I finally managed to get a bus out of Salta. We hit a lot of the road blocks (of the short time I was awake we had to navigate through 5 different ones) although it really only amounted to having to navigate through the maze of farm vehicles strategically placed all over the roads. I arrived in Cordoba this morning and only about 1hr later than the scheduled arrival time. The bus I was on had the most awesome reclining seats- you could push the seat back to almost completely horizontal and I had both seats all to myself!
My first impressions of Cordoba were another big city. I didn't notice anything on my way in that really caught my attention. So, when I got into the bus terminal I was ecstatic to catch the next bus to Villa Belgrano, a town in the Valle de Chalamucita about 80km south of Cordoba. This was one of the town recommended to me by the refugio keeper I stayed with in Calon del Azul in El Bolson. I also had time to book my bus ticket back to Buenos Aires on Tuesday night, so I know when I need to make it back to Cordoba.
The ride to Villa Belgrano was hilarious. The weather had turned to rain between Salta and Cordoba and it carried on all throughout today, yielding only a misty fog-view from the bus. I dozed most of the way except for when I was enjoying the slip 'n slide our driver was naviagting. The roads in the Valle de Chalamucita are all dirt- well, they were dirt before the rain. Now they were slick with greasy mud and we slide around the twisty roads up and down the valley. The ditch came pretty close a few times, but the driver managed to pull us out before we got sucked in. Crazy.
Villa Belgrano is this quaint little Dutch/German-inspired town.
They live for their Oktoberfest festival each year which is obvious at every turn here.

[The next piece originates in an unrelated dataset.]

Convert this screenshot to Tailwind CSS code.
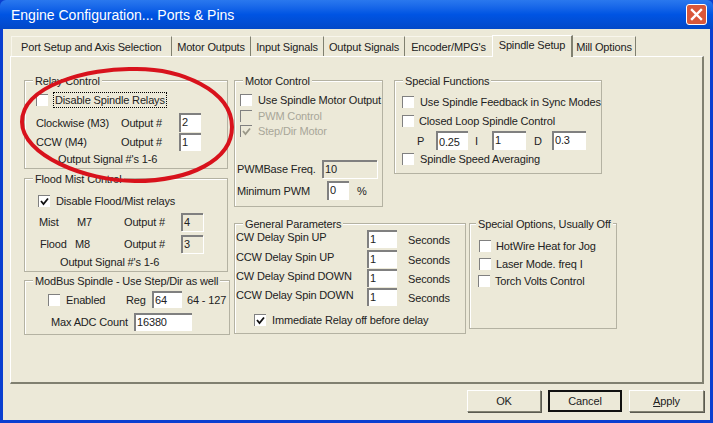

They even have a little fair grounds with kiddie rides that they built specifically for Oktoberfest!
I made my way to Albergue El Rincon, a biodynamic farm/albergue/camping area.
I reminded me a lot of the farm in El Bolson. The main building is built from adobe and has a huge fireplace and big wooden tables. There's a fully-stocked outdoor kitchen and a big windmill for green energy.

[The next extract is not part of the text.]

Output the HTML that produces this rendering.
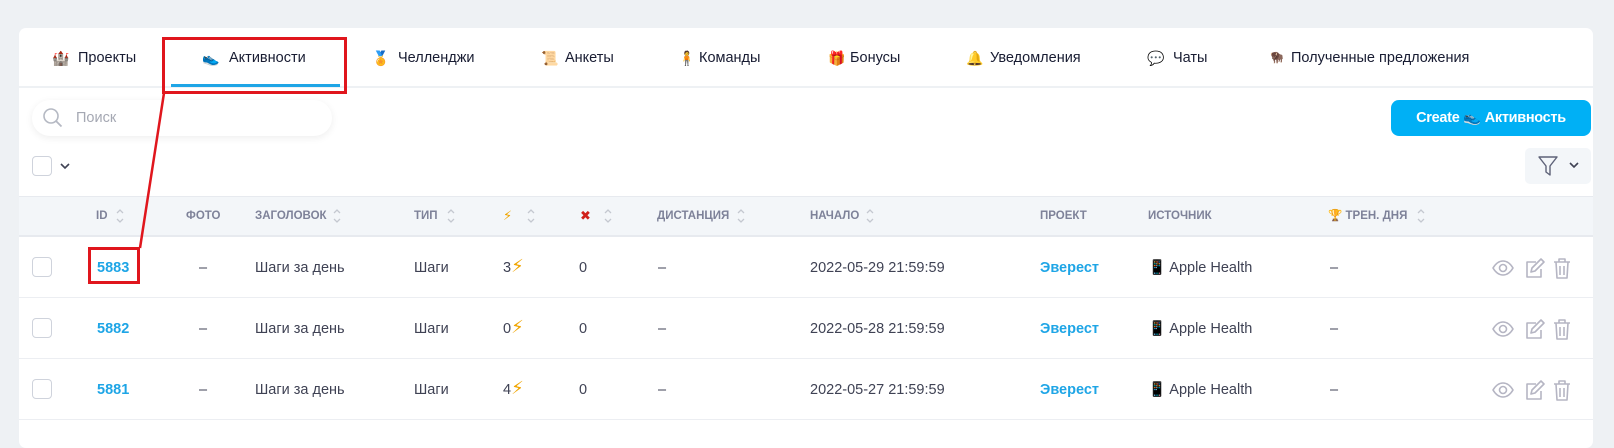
<!DOCTYPE html>
<html><head><meta charset="utf-8"><style>
*{box-sizing:border-box;margin:0;padding:0}
body{width:1614px;height:437px;background:#eef1f4;font-family:"Liberation Sans","DejaVu Sans",sans-serif;color:#3f4254;overflow:hidden;position:relative}
.card{position:absolute;left:19px;top:28px;width:1574px;height:420px;background:#fff;border-radius:7px}
.a{position:absolute;white-space:nowrap}
.tab{position:absolute;top:49px;font-size:14.5px;color:#181c32;white-space:nowrap;line-height:18px}
.ic{position:absolute;top:49px;font-size:14px;line-height:18px}
.h{position:absolute;top:209px;font-size:11.5px;font-weight:bold;color:#7e8299;white-space:nowrap;line-height:14px}
.c{position:absolute;font-size:14.5px;color:#3f4254;white-space:nowrap;line-height:18px}
.link{color:#1ea5e6;font-weight:bold}
.z{color:#f0a500;font-size:18px;line-height:14px}
.cb{position:absolute;width:20px;height:20px;border:1px solid #cfd3dc;border-radius:4px;background:#fff}
.red{position:absolute;border:3px solid #e0161d}
.line{position:absolute;left:19px;width:1574px;height:1px;background:#eceef2}
</style></head><body>
<div class="card"></div>
<span class="ic" style="left:52px">🏰</span><span class="tab" style="left:78px">Проекты</span>
<span class="ic" style="left:202px">👟</span><span class="tab" style="left:229px">Активности</span>
<span class="ic" style="left:372px">🏅</span><span class="tab" style="left:398px">Челленджи</span>
<span class="ic" style="left:541px">📜</span><span class="tab" style="left:565px">Анкеты</span>
<span class="ic" style="left:678px">🧍</span><span class="tab" style="left:699px">Команды</span>
<span class="ic" style="left:828px">🎁</span><span class="tab" style="left:850px">Бонусы</span>
<span class="ic" style="left:966px">🔔</span><span class="tab" style="left:990px">Уведомления</span>
<span class="ic" style="left:1147px">💬</span><span class="tab" style="left:1173px">Чаты</span>
<span class="ic" style="left:1270px;font-size:11px">🦬</span><span class="tab" style="left:1291px">Полученные предложения</span>
<div style="position:absolute;left:19px;top:86px;width:1574px;height:2px;background:#eef1f4"></div>
<div style="position:absolute;left:171px;top:84px;width:169px;height:3px;background:#1ea5e6"></div>
<div style="position:absolute;left:32px;top:100px;width:300px;height:36px;border-radius:18px;box-shadow:0 2px 8px rgba(0,0,0,.07);background:#fff"></div>
<svg style="position:absolute;left:42px;top:107px" width="22" height="22" viewBox="0 0 22 22"><circle cx="9" cy="9" r="7" fill="none" stroke="#b5b9c3" stroke-width="1.6"/><path d="M14 14l5.5 5.5" stroke="#b5b9c3" stroke-width="1.8"/></svg>
<span class="c" style="left:76px;top:109px;color:#a5a8b3">Поиск</span>
<div style="position:absolute;left:1391px;top:100px;width:200px;height:36px;border-radius:8px;background:#00b0f5;color:#fff;font-weight:bold;font-size:14.5px;text-align:center;line-height:36px;letter-spacing:-0.3px">Create 👟 Активность</div>
<div class="cb" style="left:32px;top:156px"></div>
<svg style="position:absolute;left:60px;top:162px" width="10" height="8"><path d="M1 2l4 4 4-4" fill="none" stroke="#3f4254" stroke-width="1.6"/></svg>
<div style="position:absolute;left:1525px;top:148px;width:66px;height:36px;border-radius:5px;background:#f3f6f9"></div>
<svg style="position:absolute;left:1537px;top:154px" width="22" height="24" viewBox="0 0 22 24"><path d="M2 3h18l-7 9v9l-4-3v-6z" fill="none" stroke="#5e6278" stroke-width="1.4" stroke-linejoin="round"/></svg>
<svg style="position:absolute;left:1569px;top:162px" width="10" height="8"><path d="M1 1l4 4 4-4" fill="none" stroke="#3f4254" stroke-width="1.6"/></svg>
<div style="position:absolute;left:19px;top:196px;width:1574px;height:41px;background:#f3f6f9;border-top:1px solid #e7eaef;border-bottom:2px solid #e7eaef"></div>
<svg width="0" height="0" style="position:absolute"><defs><g id="s"><path d="M1 5l3-3 3 3M1 11l3 3 3-3" fill="none" stroke="#c4c8d0" stroke-width="1.3"/></g></defs></svg>
<span class="h" style="left:96px">ID</span><svg class="a" style="left:116px;top:208px" width="8" height="16"><use href="#s"/></svg>
<span class="h" style="left:186px">ФОТО</span>
<span class="h" style="left:255px">ЗАГОЛОВОК</span><svg class="a" style="left:333px;top:208px" width="8" height="16"><use href="#s"/></svg>
<span class="h" style="left:414px">ТИП</span><svg class="a" style="left:447px;top:208px" width="8" height="16"><use href="#s"/></svg>
<span class="h" style="left:503px;color:#f0a500;font-size:13px">⚡</span><svg class="a" style="left:527px;top:208px" width="8" height="16"><use href="#s"/></svg>
<span class="h" style="left:580px;color:#d0201a;font-size:13px">✖</span><svg class="a" style="left:604px;top:208px" width="8" height="16"><use href="#s"/></svg>
<span class="h" style="left:657px">ДИСТАНЦИЯ</span><svg class="a" style="left:737px;top:208px" width="8" height="16"><use href="#s"/></svg>
<span class="h" style="left:810px">НАЧАЛО</span><svg class="a" style="left:866px;top:208px" width="8" height="16"><use href="#s"/></svg>
<span class="h" style="left:1040px">ПРОЕКТ</span>
<span class="h" style="left:1148px">ИСТОЧНИК</span>
<span class="h" style="left:1328px">🏆 ТРЕН. ДНЯ</span><svg class="a" style="left:1417px;top:208px" width="8" height="16"><use href="#s"/></svg>
<div class="line" style="top:297px"></div><div class="line" style="top:358px"></div><div class="line" style="top:419px"></div>

<div class="cb" style="left:32px;top:257px"></div><span class="c link" style="left:97px;top:259px">5883</span><span class="c" style="left:199px;top:259px">–</span><span class="c" style="left:255px;top:259px">Шаги за день</span><span class="c" style="left:414px;top:259px">Шаги</span><span class="c" style="left:503px;top:259px">3<span class="z">⚡</span></span><span class="c" style="left:579px;top:259px">0</span><span class="c" style="left:658px;top:259px">–</span><span class="c" style="left:810px;top:259px">2022-05-29 21:59:59</span><span class="c link" style="left:1040px;top:259px">Эверест</span><span class="c" style="left:1148px;top:259px">📱 Apple Health</span><span class="c" style="left:1330px;top:259px">–</span>
<div class="cb" style="left:32px;top:318px"></div><span class="c link" style="left:97px;top:320px">5882</span><span class="c" style="left:199px;top:320px">–</span><span class="c" style="left:255px;top:320px">Шаги за день</span><span class="c" style="left:414px;top:320px">Шаги</span><span class="c" style="left:503px;top:320px">0<span class="z">⚡</span></span><span class="c" style="left:579px;top:320px">0</span><span class="c" style="left:658px;top:320px">–</span><span class="c" style="left:810px;top:320px">2022-05-28 21:59:59</span><span class="c link" style="left:1040px;top:320px">Эверест</span><span class="c" style="left:1148px;top:320px">📱 Apple Health</span><span class="c" style="left:1330px;top:320px">–</span>
<div class="cb" style="left:32px;top:379px"></div><span class="c link" style="left:97px;top:381px">5881</span><span class="c" style="left:199px;top:381px">–</span><span class="c" style="left:255px;top:381px">Шаги за день</span><span class="c" style="left:414px;top:381px">Шаги</span><span class="c" style="left:503px;top:381px">4<span class="z">⚡</span></span><span class="c" style="left:579px;top:381px">0</span><span class="c" style="left:658px;top:381px">–</span><span class="c" style="left:810px;top:381px">2022-05-27 21:59:59</span><span class="c link" style="left:1040px;top:381px">Эверест</span><span class="c" style="left:1148px;top:381px">📱 Apple Health</span><span class="c" style="left:1330px;top:381px">–</span>

<svg width="0" height="0" style="position:absolute"><defs><g id="acts" fill="none" stroke="#b5b5c3" stroke-width="1.6" stroke-linejoin="round">
<path d="M1 11c3-5 6-7 10-7s7 2 10 7c-3 5-6 7-10 7s-7-2-10-7z"/><circle cx="11" cy="11" r="3.5"/>
<path d="M44 5h-9v15h14v-8"/><path d="M39 15l1-4 9-9 3 3-9 9z"/>
<path d="M62 5h16M67 5V2h6v3M64 5l1 16h10l1-16M68 9v9M72 9v9"/></g></defs></svg>
<svg class="a" style="left:1492px;top:257px" width="80" height="24"><use href="#acts"/></svg>
<svg class="a" style="left:1492px;top:318px" width="80" height="24"><use href="#acts"/></svg>
<svg class="a" style="left:1492px;top:379px" width="80" height="24"><use href="#acts"/></svg>

<div class="red" style="left:162px;top:37px;width:185px;height:57px"></div>
<div class="red" style="left:88px;top:247px;width:52px;height:37px"></div>
<svg style="position:absolute;left:0;top:0" width="1614" height="437"><path d="M164 93L140 248" stroke="#e0161d" stroke-width="2.5"/></svg>
</body></html>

Although it was still misty, I decided to wander back to town and visit all the little shops. It turned out to be perfect weather for this kind of day, since I probably wouldn't have spent the time in the town if the weather had been nice enough to hike. I popped into all kinds of little artensan shops. It's a good thing this isn't my last stop because I saw tonnes of stuff I would have loved to bring home with me!
I opted instead to treat myself to an afternoon snack. I had read about the Black Forest cake in Villa Belgrano so I figured I better check it out for myself. And to accompany my cake was a cup of homemade hot chocolate (notice the tulip cut-out on the wooden chairs!)
I've never had real Black Forest cake and I'm sure this will spoil every other so-called Black Forest cake from here on. Real cherries and cake drenched in some kind of delicious liquor with real cream icing. And the hot chocolate was soooo yummy. It smelled like butter (I sat there just inhaling the steam) and was so thick and sweet. Oh man it was good.
Tanked up on sugar, I wandered my way back to the camp grounds. I had also picked up a local beer to have with supper and spent the rest of the night chatting with some of the people who work on the farm and an American guy who had been travelling all around South America by motorcycle. He had some wild and crazy stories to tell about getting tear-gased while trying to get through the agriculture riots in Peru (I guess it's not just Argentina) and breaking down in the sketchiest places. He also talked up the town of La Cumbrecita, where I'm headed tomorrow, so I'm looking forward to seeing what all his hype is about.